- WHAT YOU NEED TO DO -
Go through the listing and set it down exactly, leaving out its pictures.

- ENTRIES SHOWN -

* BEGIN *

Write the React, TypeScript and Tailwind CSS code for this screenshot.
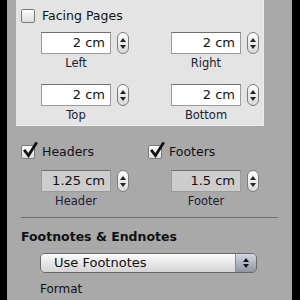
import React from "react";

const font = { fontFamily: '"DejaVu Sans", "Liberation Sans", sans-serif' };

function Stepper() {
  return (
    <div className="w-[12px] h-[22px] rounded-[6px] border border-[#7d7d7d] bg-gradient-to-b from-[#ffffff] to-[#d8d8d8] flex flex-col items-center justify-center gap-[3px]">
      <svg width="6" height="4" viewBox="0 0 6 4"><path d="M3 0 L6 4 L0 4 Z" fill="#222" /></svg>
      <svg width="6" height="4" viewBox="0 0 6 4"><path d="M0 0 L6 0 L3 4 Z" fill="#222" /></svg>
    </div>
  );
}

function Field({ value, label, disabled }: { value: string; label: string; disabled?: boolean }) {
  return (
    <div className="flex flex-col items-start">
      <div className="flex items-start gap-[6px]">
        <div
          className={
            "w-[70px] h-[22px] flex items-center justify-end pr-[5px] text-[13px] text-[#111] border border-[#9b9b9b] border-t-[#6f6f6f] " +
            (disabled ? "bg-[#cdcdcd]" : "bg-white")
          }
        >
          {value}
        </div>
        <Stepper />
      </div>
      <div className="w-[70px] text-center text-[11.5px] leading-[14px] mt-[2px] text-[#202030]">{label}</div>
    </div>
  );
}

function Check({ checked }: { checked?: boolean }) {
  return (
    <div className="relative w-[14px] h-[14px] rounded-[2px] border border-[#7a7a7a] bg-gradient-to-b from-[#fdfdfd] to-[#dedede]">
      {checked && (
        <svg className="absolute left-[1px] top-[-4px]" width="15" height="16" viewBox="0 0 15 16">
          <path d="M2 9 L5.5 13.5 L13 1.5" stroke="#111" strokeWidth="2.8" fill="none" strokeLinecap="square" />
        </svg>
      )}
    </div>
  );
}

export default function App() {
  return (
    <div className="w-[300px] h-[300px] flex bg-black overflow-hidden" style={font}>
      <div className="w-[7px]" />
      <div className="w-[285px] h-full bg-[#a9a9a9] flex flex-col">
        <div className="ml-[9px] w-[248px] h-[126px] bg-[#e4e4e4] border-r border-b border-[#ececec] pl-[5px] pt-[9px]">
          <div className="flex items-center gap-[7px] h-[14px]">
            <Check />
            <span className="text-[12.5px] text-[#111]">Facing Pages</span>
          </div>
          <div className="ml-[20px] mt-[9px] grid grid-cols-[88px_88px] gap-x-[42px] gap-y-[14px]">
            <Field value="2 cm" label="Left" />
            <Field value="2 cm" label="Right" />
            <Field value="2 cm" label="Top" />
            <Field value="2 cm" label="Bottom" />
          </div>
        </div>
        <div className="pl-[14px] pt-[19px]">
          <div className="grid grid-cols-[127px_130px]">
            <div className="flex flex-col">
              <div className="flex items-center gap-[7px] h-[14px]">
                <Check checked />
                <span className="text-[12.5px] text-[#111]">Headers</span>
              </div>
              <div className="ml-[20px] mt-[11px]">
                <Field value="1.25 cm" label="Header" disabled />
              </div>
            </div>
            <div className="flex flex-col">
              <div className="flex items-center gap-[7px] h-[14px]">
                <Check checked />
                <span className="text-[12.5px] text-[#111]">Footers</span>
              </div>
              <div className="ml-[23px] mt-[11px]">
                <Field value="1.5 cm" label="Footer" disabled />
              </div>
            </div>
          </div>
          <div className="mt-[9px] w-[257px] h-px bg-[#6e6e6e]" />
          <div className="mt-[11px] text-[12.5px] font-bold text-[#111] leading-[15px]">Footnotes &amp; Endnotes</div>
          <div className="ml-[19px] mt-[9px] w-[217px] h-[20px] rounded-[5px] border border-[#6a6a6a] flex overflow-hidden">
            <div className="flex-1 bg-gradient-to-b from-[#fbfbfb] to-[#d4d4d4] flex items-center pl-[13px] text-[13px] text-[#111]">
              Use Footnotes
            </div>
            <div className="w-[21px] bg-gradient-to-b from-[#d4d8e2] to-[#8e95a6] flex flex-col items-center justify-center gap-[2px] border-l border-[#8a8a8a]">
              <svg width="6" height="4" viewBox="0 0 6 4"><path d="M3 0 L6 4 L0 4 Z" fill="#111" /></svg>
              <svg width="6" height="4" viewBox="0 0 6 4"><path d="M0 0 L6 0 L3 4 Z" fill="#111" /></svg>
            </div>
          </div>
          <div className="ml-[19px] mt-[7px] text-[12px] text-[#111]">Format</div>
        </div>
      </div>
      <div className="w-[8px]" />
    </div>
  );
}
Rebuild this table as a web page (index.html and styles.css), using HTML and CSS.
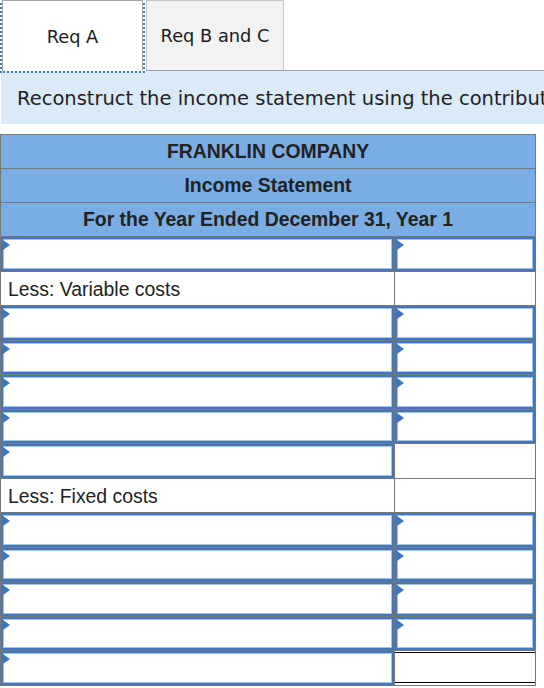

* END *

- OUTPUT -
Write the React, TypeScript and Tailwind CSS code for this screenshot.
import React from "react";

const font = { fontFamily: '"DejaVu Sans", "Liberation Sans", sans-serif' };

function Stepper() {
  return (
    <div className="w-[12px] h-[22px] rounded-[6px] border border-[#7d7d7d] bg-gradient-to-b from-[#ffffff] to-[#d8d8d8] flex flex-col items-center justify-center gap-[3px]">
      <svg width="6" height="4" viewBox="0 0 6 4"><path d="M3 0 L6 4 L0 4 Z" fill="#222" /></svg>
      <svg width="6" height="4" viewBox="0 0 6 4"><path d="M0 0 L6 0 L3 4 Z" fill="#222" /></svg>
    </div>
  );
}

function Field({ value, label, disabled }: { value: string; label: string; disabled?: boolean }) {
  return (
    <div className="flex flex-col items-start">
      <div className="flex items-start gap-[6px]">
        <div
          className={
            "w-[70px] h-[22px] flex items-center justify-end pr-[5px] text-[13px] text-[#111] border border-[#9b9b9b] border-t-[#6f6f6f] " +
            (disabled ? "bg-[#cdcdcd]" : "bg-white")
          }
        >
          {value}
        </div>
        <Stepper />
      </div>
      <div className="w-[70px] text-center text-[11.5px] leading-[14px] mt-[2px] text-[#202030]">{label}</div>
    </div>
  );
}

function Check({ checked }: { checked?: boolean }) {
  return (
    <div className="relative w-[14px] h-[14px] rounded-[2px] border border-[#7a7a7a] bg-gradient-to-b from-[#fdfdfd] to-[#dedede]">
      {checked && (
        <svg className="absolute left-[1px] top-[-4px]" width="15" height="16" viewBox="0 0 15 16">
          <path d="M2 9 L5.5 13.5 L13 1.5" stroke="#111" strokeWidth="2.8" fill="none" strokeLinecap="square" />
        </svg>
      )}
    </div>
  );
}

export default function App() {
  return (
    <div className="w-[300px] h-[300px] flex bg-black overflow-hidden" style={font}>
      <div className="w-[7px]" />
      <div className="w-[285px] h-full bg-[#a9a9a9] flex flex-col">
        <div className="ml-[9px] w-[248px] h-[126px] bg-[#e4e4e4] border-r border-b border-[#ececec] pl-[5px] pt-[9px]">
          <div className="flex items-center gap-[7px] h-[14px]">
            <Check />
            <span className="text-[12.5px] text-[#111]">Facing Pages</span>
          </div>
          <div className="ml-[20px] mt-[9px] grid grid-cols-[88px_88px] gap-x-[42px] gap-y-[14px]">
            <Field value="2 cm" label="Left" />
            <Field value="2 cm" label="Right" />
            <Field value="2 cm" label="Top" />
            <Field value="2 cm" label="Bottom" />
          </div>
        </div>
        <div className="pl-[14px] pt-[19px]">
          <div className="grid grid-cols-[127px_130px]">
            <div className="flex flex-col">
              <div className="flex items-center gap-[7px] h-[14px]">
                <Check checked />
                <span className="text-[12.5px] text-[#111]">Headers</span>
              </div>
              <div className="ml-[20px] mt-[11px]">
                <Field value="1.25 cm" label="Header" disabled />
              </div>
            </div>
            <div className="flex flex-col">
              <div className="flex items-center gap-[7px] h-[14px]">
                <Check checked />
                <span className="text-[12.5px] text-[#111]">Footers</span>
              </div>
              <div className="ml-[23px] mt-[11px]">
                <Field value="1.5 cm" label="Footer" disabled />
              </div>
            </div>
          </div>
          <div className="mt-[9px] w-[257px] h-px bg-[#6e6e6e]" />
          <div className="mt-[11px] text-[12.5px] font-bold text-[#111] leading-[15px]">Footnotes &amp; Endnotes</div>
          <div className="ml-[19px] mt-[9px] w-[217px] h-[20px] rounded-[5px] border border-[#6a6a6a] flex overflow-hidden">
            <div className="flex-1 bg-gradient-to-b from-[#fbfbfb] to-[#d4d4d4] flex items-center pl-[13px] text-[13px] text-[#111]">
              Use Footnotes
            </div>
            <div className="w-[21px] bg-gradient-to-b from-[#d4d8e2] to-[#8e95a6] flex flex-col items-center justify-center gap-[2px] border-l border-[#8a8a8a]">
              <svg width="6" height="4" viewBox="0 0 6 4"><path d="M3 0 L6 4 L0 4 Z" fill="#111" /></svg>
              <svg width="6" height="4" viewBox="0 0 6 4"><path d="M0 0 L6 0 L3 4 Z" fill="#111" /></svg>
            </div>
          </div>
          <div className="ml-[19px] mt-[7px] text-[12px] text-[#111]">Format</div>
        </div>
      </div>
      <div className="w-[8px]" />
    </div>
  );
}
Rebuild this table as a web page (index.html and styles.css), using HTML and CSS.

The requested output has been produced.